• Available records:
================
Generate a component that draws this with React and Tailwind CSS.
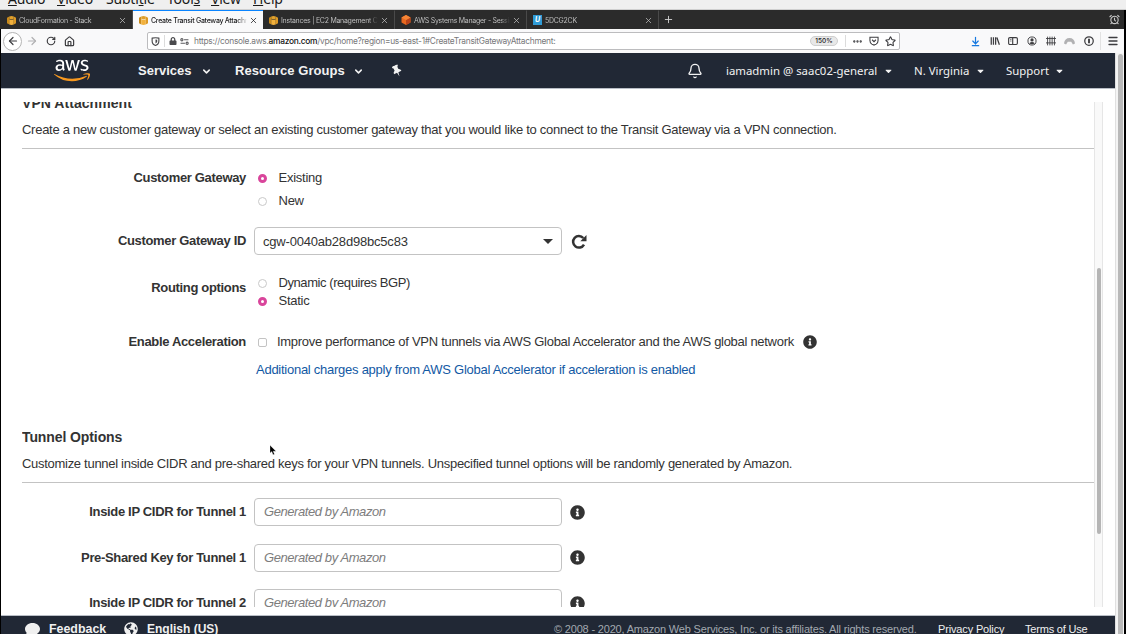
import React from 'react';
import {
  ArrowLeft, ArrowRight, RotateCw, House, X, Plus, ChevronDown, Bell, Star, Ellipsis, Menu,
  AlarmClock, ArrowDownToLine,
} from 'lucide-react';
import {
  FaAws, FaInfoCircle, FaComment, FaGlobeAmericas, FaLock, FaCaretDown,
} from 'react-icons/fa';

const MENUS = [
  ['', 'A', 'udio', 'ml-[8px] w-[49px]'],
  ['', 'V', 'ideo', 'w-[49px]'],
  ['Subti', 't', 'le', 'w-[61px]'],
  ['Tool', 's', '', 'w-[44px]'],
  ['', 'V', 'iew', 'w-[42px]'],
  ['', 'H', 'elp', 'w-[40px]'],
];

function MenuBar() {
  return (
    <div className="h-[10px] shrink-0 overflow-hidden border-b border-[#cfcfcf] bg-[#efefef] font-['Noto_Sans',sans-serif] text-[14px] leading-[20px] text-[#1a1a1a]">
      <div className="-mt-[11px] flex whitespace-nowrap tracking-[-0.2px]">
        {MENUS.map(([a, u, b, cls]) => (
          <span key={a + u + b} className={cls}>
            {a}
            <span className="underline decoration-1 underline-offset-1">{u}</span>
            {b}
          </span>
        ))}
      </div>
    </div>
  );
}

function Cube({ red }) {
  return red ? (
    <svg viewBox="0 0 20 20" className="h-[10px] w-[10px] shrink-0">
      <path d="M10 0l9 5v10l-9 5-9-5V5z" fill="#e8681f" />
      <path d="M10 10l9-5v10l-9 5z" fill="#b8431a" />
      <path d="M10 0l9 5-9 5-9-5z" fill="#f58536" />
    </svg>
  ) : (
    <svg viewBox="0 0 20 20" className="h-[9px] w-[9px] shrink-0">
      <path d="M0 4l5-3v18l-5-3z" fill="#c98a1b" />
      <path d="M5 1l5-1 5 1v5l-5 2-5-2z" fill="#e0a02b" />
      <path d="M5 7l5 2v11l-5-1zM15 7l-5 2v11l5-1z" fill="#f2b13d" />
      <path d="M20 4l-5-3v18l5-3z" fill="#dd9a26" />
    </svg>
  );
}

function Tab({ icon, title, active, width }) {
  return (
    <div
      className={`flex ${width} items-center border-t pl-[6px] pr-[5px] ${
        active ? 'border-t-[#0a84ff] bg-[#f9f9fa] font-medium text-[#1b1b1d]' : 'border-r border-t-[#2b2b2b] border-r-[#4a4a4a] bg-[#2b2b2b] text-[#bdbdbd]'
      }`}
    >
      {icon}
      <span className="ml-[3px] min-w-0 flex-1 overflow-hidden whitespace-nowrap pt-px text-[7px] leading-[12px] tracking-[-0.27px] [mask-image:linear-gradient(to_right,black_90%,transparent)]">
        {title}
      </span>
      <X className="ml-[2px] h-[9px] w-[9px] shrink-0" strokeWidth={2} />
    </div>
  );
}

function TabStrip() {
  return (
    <div className="flex h-[19px] shrink-0 bg-[#2b2b2b] pl-px font-['Inter',sans-serif]">
      <Tab width="w-[132px]" icon={<Cube />} title="CloudFormation - Stack" />
      <Tab width="w-[130px]" active icon={<Cube />} title="Create Transit Gateway Attachm" />
      <Tab width="w-[132px]" icon={<Cube />} title="Instances | EC2 Management C" />
      <Tab width="w-[132px]" icon={<Cube red />} title="AWS Systems Manager - Sessio" />
      <Tab
        width="w-[132px]"
        icon={<span className="flex h-[10px] w-[9px] shrink-0 items-center justify-center bg-[#2f9bd6] text-[7px] font-bold italic text-white">U</span>}
        title="5DCG2CK"
      />
      <div className="flex items-center pl-[4px] text-[#d0d0d0]">
        <Plus className="h-[11px] w-[11px]" strokeWidth={2} />
      </div>
      <div className="ml-auto mr-[4px] flex items-center text-[#c8c8c8]">
        <AlarmClock className="h-[11px] w-[11px]" strokeWidth={2.4} />
      </div>
      <div className="w-[2px] bg-black" />
    </div>
  );
}

function ToolBar() {
  return (
    <div className="flex h-[24px] shrink-0 items-center border-x border-x-black border-r-2 bg-[#f9f9fa] font-['Inter',sans-serif] text-[#3d3d40]">
      <div className="ml-[2px] flex h-[19px] w-[19px] shrink-0 items-center justify-center rounded-full border border-[#b5b5b5] bg-white">
        <ArrowLeft className="h-[12px] w-[12px]" strokeWidth={2.4} />
      </div>
      <ArrowRight className="ml-[4px] h-[12px] w-[12px] text-[#b0b0b2]" strokeWidth={2.4} />
      <RotateCw className="ml-[8px] h-[10px] w-[10px]" strokeWidth={2.8} />
      <House className="ml-[8px] h-[11px] w-[11px]" strokeWidth={2.6} />
      <div className="ml-[72px] flex h-[18px] w-[753px] items-center rounded-[2px] border border-[#bcbcbe] bg-white">
        <svg viewBox="0 0 16 16" className="ml-[3px] h-[9px] w-[9px]" fill="none" stroke="#4a4a4d" strokeWidth="2">
          <path d="M2 2q6-1.500 12 0v5q0 6-6 8-6-2-6-8z" />
          <path d="M8 4.500v7q2.500-1 3-4V5z" fill="#4a4a4d" stroke="none" />
        </svg>
        <div className="ml-[4px] h-[12px] w-px bg-[#dcdcdc]" />
        <FaLock className="ml-[4px] h-[8px] w-[8px] text-[#4a4a4d]" />
        <svg viewBox="0 0 20 16" className="ml-[3px] h-[7px] w-[9px]" fill="none" stroke="#5a5a5d" strokeWidth="2.500">
          <circle cx="4" cy="4" r="2.500" />
          <path d="M9 4h10M1 12h10" />
          <circle cx="16" cy="12" r="2.500" />
        </svg>
        <div className="ml-[5px] whitespace-nowrap text-[8.400px] leading-[14px] tracking-[-0.28px] text-[#77777a]">
          https://console.aws.<span className="font-medium text-[#111]">amazon.com</span>/vpc/home?region=us-east-1#CreateTransitGatewayAttachment:
        </div>
        <div className="ml-auto flex h-[10px] w-[28px] items-center justify-center rounded-full border border-[#cfcfcf] bg-[#e8e8e8] pt-px text-[6.500px] font-medium text-[#222]">150%</div>
        <div className="ml-[7px] h-[12px] w-px bg-[#dcdcdc]" />
        <Ellipsis className="ml-[6px] h-[11px] w-[11px]" strokeWidth={3} />
        <svg viewBox="0 0 16 16" className="ml-[6px] h-[10px] w-[10px]" fill="none" stroke="currentColor" strokeWidth="1.700">
          <path d="M1.500 2h13v5q0 4-3 6l-3.500 1.500L4.500 13q-3-2-3-6z" />
          <path d="M5 6l3 3 3-3" />
        </svg>
        <Star className="ml-[6px] mr-[3px] h-[11px] w-[11px]" strokeWidth={2.4} />
      </div>
      <div className="ml-auto flex items-center gap-[8.700px]">
        <ArrowDownToLine className="h-[11px] w-[11px] text-[#1679e0]" strokeWidth={2.6} />
        <svg viewBox="0 0 16 16" className="h-[10px] w-[10px]" stroke="currentColor" strokeWidth="2">
          <path d="M2 2v12M5.500 2v12M9 2v12M11 2.500l4 11.500" />
        </svg>
        <svg viewBox="0 0 16 16" className="h-[10px] w-[10px]" fill="none" stroke="currentColor" strokeWidth="1.800">
          <rect x="1" y="2.500" width="14" height="11" rx="2" />
          <path d="M7.500 2.500v11" />
          <path d="M3.500 5.500h2M3.500 8h2" strokeWidth="1.200" />
        </svg>
        <svg viewBox="0 0 16 16" className="h-[10px] w-[10px]">
          <circle cx="8" cy="8" r="6.500" fill="none" stroke="currentColor" strokeWidth="1.500" />
          <circle cx="8" cy="6.300" r="2.600" fill="currentColor" />
          <path d="M3.500 11.500q4.500-3.500 9 0-4.500 3.500-9 0z" fill="currentColor" />
        </svg>
        <svg viewBox="0 0 16 16" className="h-[10px] w-[10px]" stroke="currentColor" strokeWidth="1.400">
          <path d="M2.500 1v14M6.200 1v14M9.800 1v14M13.500 1v14M0 4h16M0 11h16" />
        </svg>
        <svg viewBox="0 0 16 16" className="h-[11px] w-[11px]" fill="#b1b1b3">
          <path d="M0 11Q1 3 8 3t8 8l-3 1.500-2.500-4H5.500L3 12.500z" />
        </svg>
        <svg viewBox="0 0 16 16" className="h-[10px] w-[10px]" fill="none" stroke="currentColor" strokeWidth="2">
          <circle cx="8" cy="8" r="6.800" />
          <path d="M8 4.500v7" strokeWidth="3" />
        </svg>
      </div>
      <div className="ml-[6px] h-[18px] w-px bg-[#e2e2e2]" />
      <Menu className="ml-[6px] mr-[5px] h-[12px] w-[12px]" strokeWidth={2.6} />
    </div>
  );
}

function AwsHeader() {
  return (
    <div className="flex h-[36px] shrink-0 items-center border-b border-[#b9bec6] bg-[#212835] pt-px text-[#f2f2f2]">
      <svg className="absolute h-0 w-0">
        <defs>
          <linearGradient id="smile" gradientUnits="userSpaceOnUse" x1="0" y1="0" x2="0" y2="512">
            <stop offset="0.6" stopColor="#fff" />
            <stop offset="0.6" stopColor="#f7981f" />
          </linearGradient>
        </defs>
      </svg>
      <FaAws fill="url(#smile)" className="-mt-[2px] ml-[53px] h-[29px] w-[36px]" />
      <span className="ml-[48px] w-[54px] whitespace-nowrap text-[13px] font-bold">Services</span>
      <ChevronDown className="ml-[9px] mt-px h-[11px] w-[11px]" strokeWidth={3.4} />
      <span className="ml-[23px] w-[110px] whitespace-nowrap text-[13px] font-bold tracking-[0.05px]">Resource Groups</span>
      <ChevronDown className="ml-[8px] mt-px h-[11px] w-[11px]" strokeWidth={3.4} />
      <svg viewBox="0 0 16 16" className="ml-[27px] h-[12px] w-[12px] -rotate-[25deg]" fill="currentColor">
        <path d="M4 0h8v2.200L10.800 3v3.500q2.700 1 2.700 3.700H9L8 16 7 10.200H2.500q0-2.700 2.700-3.700V3L4 2.200z" />
      </svg>
      <Bell className="ml-[284px] h-[16px] w-[16px]" strokeWidth={2} />
      <div className="ml-[23px] flex items-center whitespace-nowrap font-['Noto_Sans',sans-serif] text-[11.400px]">
        <span className="w-[152px]">iamadmin @ saac02-general</span>
        <FaCaretDown className="ml-[6px] h-[10px] w-[9px]" />
        <span className="ml-[21px] w-[56px]">N. Virginia</span>
        <FaCaretDown className="ml-[6px] h-[10px] w-[9px]" />
        <span className="ml-[21px] w-[43px]">Support</span>
        <FaCaretDown className="ml-[6px] h-[10px] w-[9px]" />
      </div>
    </div>
  );
}

function Row({ label, className = '', children }) {
  return (
    <div className={`flex items-center ${className}`}>
      <div className="w-[224px] shrink-0 whitespace-nowrap text-right font-bold tracking-[-0.33px]">{label}</div>
      {children}
    </div>
  );
}

function Radio({ on, label, className = '', labelClass = 'tracking-[-0.25px]' }) {
  return (
    <div className={`flex items-center pl-[12px] ${className}`}>
      <span className={`h-[9px] w-[9px] shrink-0 rounded-full ${on ? 'border-[3px] border-[#d9459b] bg-white' : 'border border-[#c9c9c9] bg-white'}`} />
      <span className={`ml-[11.5px] whitespace-nowrap ${labelClass}`}>{label}</span>
    </div>
  );
}

function Section({ title, text, className, titleClass, textClass }) {
  return (
    <div className={`border-b border-[#c3c3c3] pb-[8px] ${className}`}>
      <h2 className={`text-[14px] font-bold leading-[20px] ${titleClass}`}>{title}</h2>
      <p className={`mt-[7px] whitespace-nowrap ${textClass}`}>{text}</p>
    </div>
  );
}

function TunnelField({ label, className }) {
  return (
    <Row label={label} className={className}>
      <div className="ml-[8px] flex h-[28px] w-[308px] items-center rounded-[4px] border border-[#c3c3c3] pl-[9px] italic tracking-[-0.42px] text-[#7d7d7d]">
        Generated by Amazon
      </div>
      <FaInfoCircle className="ml-[8px] h-[15px] w-[15px] text-[#333]" />
    </Row>
  );
}

function Content() {
  return (
    <div className="flex min-h-0 flex-1 bg-white pb-[8px] pl-[21px] pt-[13px]">
      <div className="w-[1072px] overflow-hidden text-[13px] leading-[20px] text-[#333]">
        <Section
          className="-mt-[9px]"
          titleClass="tracking-[0.05px]"
          textClass="tracking-[-0.27px]"
          title="VPN Attachment"
          text="Create a new customer gateway or select an existing customer gateway that you would like to connect to the Transit Gateway via a VPN connection."
        />
        <div className="flex pt-[19px]">
          <Row label="Customer Gateway" className="h-[20px]" />
          <div>
            <Radio on label="Existing" />
            <Radio label="New" className="mt-[3px]" />
          </div>
        </div>
        <Row label="Customer Gateway ID" className="mt-[16px]">
          <div className="ml-[8px] flex h-[28px] w-[308px] items-center justify-between rounded-[4px] border border-[#c3c3c3] pl-[8px] pr-[8px]">
            <span className="pt-px tracking-[-0.2px]">cgw-0040ab28d98bc5c83</span>
            <span className="h-0 w-0 border-x-[5.500px] border-t-[5.500px] border-x-transparent border-t-[#333]" />
          </div>
          <svg viewBox="0 0 16 16" className="ml-[9px] mt-px h-[16px] w-[16px]">
            <path d="M13 10.600A5.800 5.800 0 1 1 12.300 4" fill="none" stroke="currentColor" strokeWidth="2.500" />
            <path d="M15.500 1v6.200H9.300z" fill="currentColor" />
          </svg>
        </Row>
        <div className="mt-[19px] flex">
          <Row label="Routing options" className="mt-[4px] h-[20px]" />
          <div>
            <Radio label="Dynamic (requires BGP)" className="h-[18px]" labelClass="tracking-[-0.43px]" />
            <Radio on label="Static" className="h-[18px]" />
          </div>
        </div>
        <Row label="Enable Acceleration" className="mt-[22px] h-[20px]">
          <span className="ml-[12px] h-[9px] w-[9px] shrink-0 rounded-[2px] border border-[#c3c3c3]" />
          <span className="ml-[10px] whitespace-nowrap tracking-[-0.29px]">Improve performance of VPN tunnels via AWS Global Accelerator and the AWS global network</span>
          <FaInfoCircle className="ml-[9px] h-[14px] w-[14px]" />
        </Row>
        <div className="mt-[8px] whitespace-nowrap pl-[234px] tracking-[-0.26px] text-[#1259a4]">
          Additional charges apply from AWS Global Accelerator if acceleration is enabled
        </div>
        <Section
          className="mt-[47px]"
          titleClass="tracking-[-0.1px]"
          textClass="tracking-[-0.29px]"
          title="Tunnel Options"
          text="Customize tunnel inside CIDR and pre-shared keys for your VPN tunnels. Unspecified tunnel options will be randomly generated by Amazon."
        />
        <TunnelField label="Inside IP CIDR for Tunnel 1" className="mt-[15px]" />
        <TunnelField label="Pre-Shared Key for Tunnel 1" className="mt-[17.5px]" />
        <TunnelField label="Inside IP CIDR for Tunnel 2" className="mt-[17.5px]" />
      </div>
      <div className="w-[9px] border-x border-[#e6e6e6] bg-[#f9f9f9] pl-[1.5px] pt-[166px]">
        <div className="h-[266px] w-[4.5px] rounded-full bg-[#b5b5b5]" />
      </div>
    </div>
  );
}

function Footer() {
  return (
    <div className="h-[19px] shrink-0 overflow-hidden border-t border-[#b9bec6] bg-[#212835]">
      <div className="flex h-[26px] items-center whitespace-nowrap text-[#f0f0f0]">
        <FaComment className="ml-[24px] h-[15px] w-[15px]" />
        <span className="ml-[9px] w-[58px] text-[12.400px] font-bold">Feedback</span>
        <FaGlobeAmericas className="ml-[17px] h-[14px] w-[14px]" />
        <span className="ml-[9px] w-[71px] text-[12px] font-bold">English (US)</span>
        <span className="ml-[336px] w-[363px] text-[11px] tracking-[-0.18px] text-[#a3a8b0]">© 2008 - 2020, Amazon Web Services, Inc. or its affiliates. All rights reserved.</span>
        <span className="ml-[21px] w-[67px] text-[11px] tracking-[-0.15px]">Privacy Policy</span>
        <span className="ml-[20px] text-[11px] tracking-[-0.2px]">Terms of Use</span>
      </div>
    </div>
  );
}

export default function App() {
  return (
    <div className="flex h-[634px] w-[1126px] flex-col overflow-hidden bg-white font-['Liberation_Sans',Arial,sans-serif]">
      <MenuBar />
      <TabStrip />
      <ToolBar />
      <div className="flex min-h-0 flex-1 border-l border-r-2 border-black">
        <div className="flex w-[1114px] flex-col">
          <AwsHeader />
          <Content />
          <Footer />
        </div>
        <div className="w-[9px] border-l border-[#e0e0e0] bg-[#f4f4f4] pl-[2px] pt-px">
          <div className="h-full w-[5px] rounded-t-full bg-[#b9b9b9]" />
        </div>
      </div>
      <svg viewBox="0 0 10 16" className="absolute left-[270px] top-[445px] h-[10px] w-[6px]">
        <path d="M0 0v13l3-2.500L5 16l2.500-1-2.200-5H10z" fill="#000" stroke="#fff" strokeWidth="0.500" />
      </svg>
    </div>
  );
}
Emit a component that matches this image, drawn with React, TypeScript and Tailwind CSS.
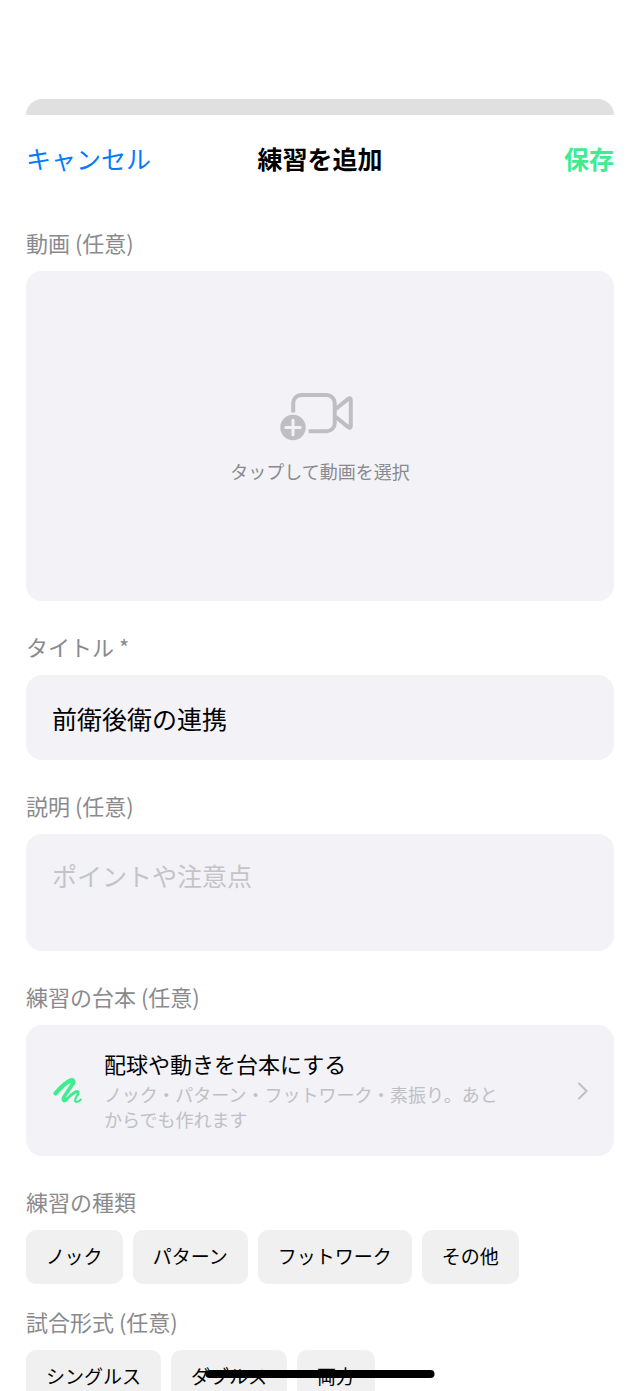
================
• Problem: Identify the lines above with the word "that". Copy them.

• Written response:
Generate a component that draws this with React and Tailwind CSS.
          text="Create a new customer gateway or select an existing customer gateway that you would like to connect to the Transit Gateway via a VPN connection."
Emit a component that matches this image, drawn with React, TypeScript and Tailwind CSS.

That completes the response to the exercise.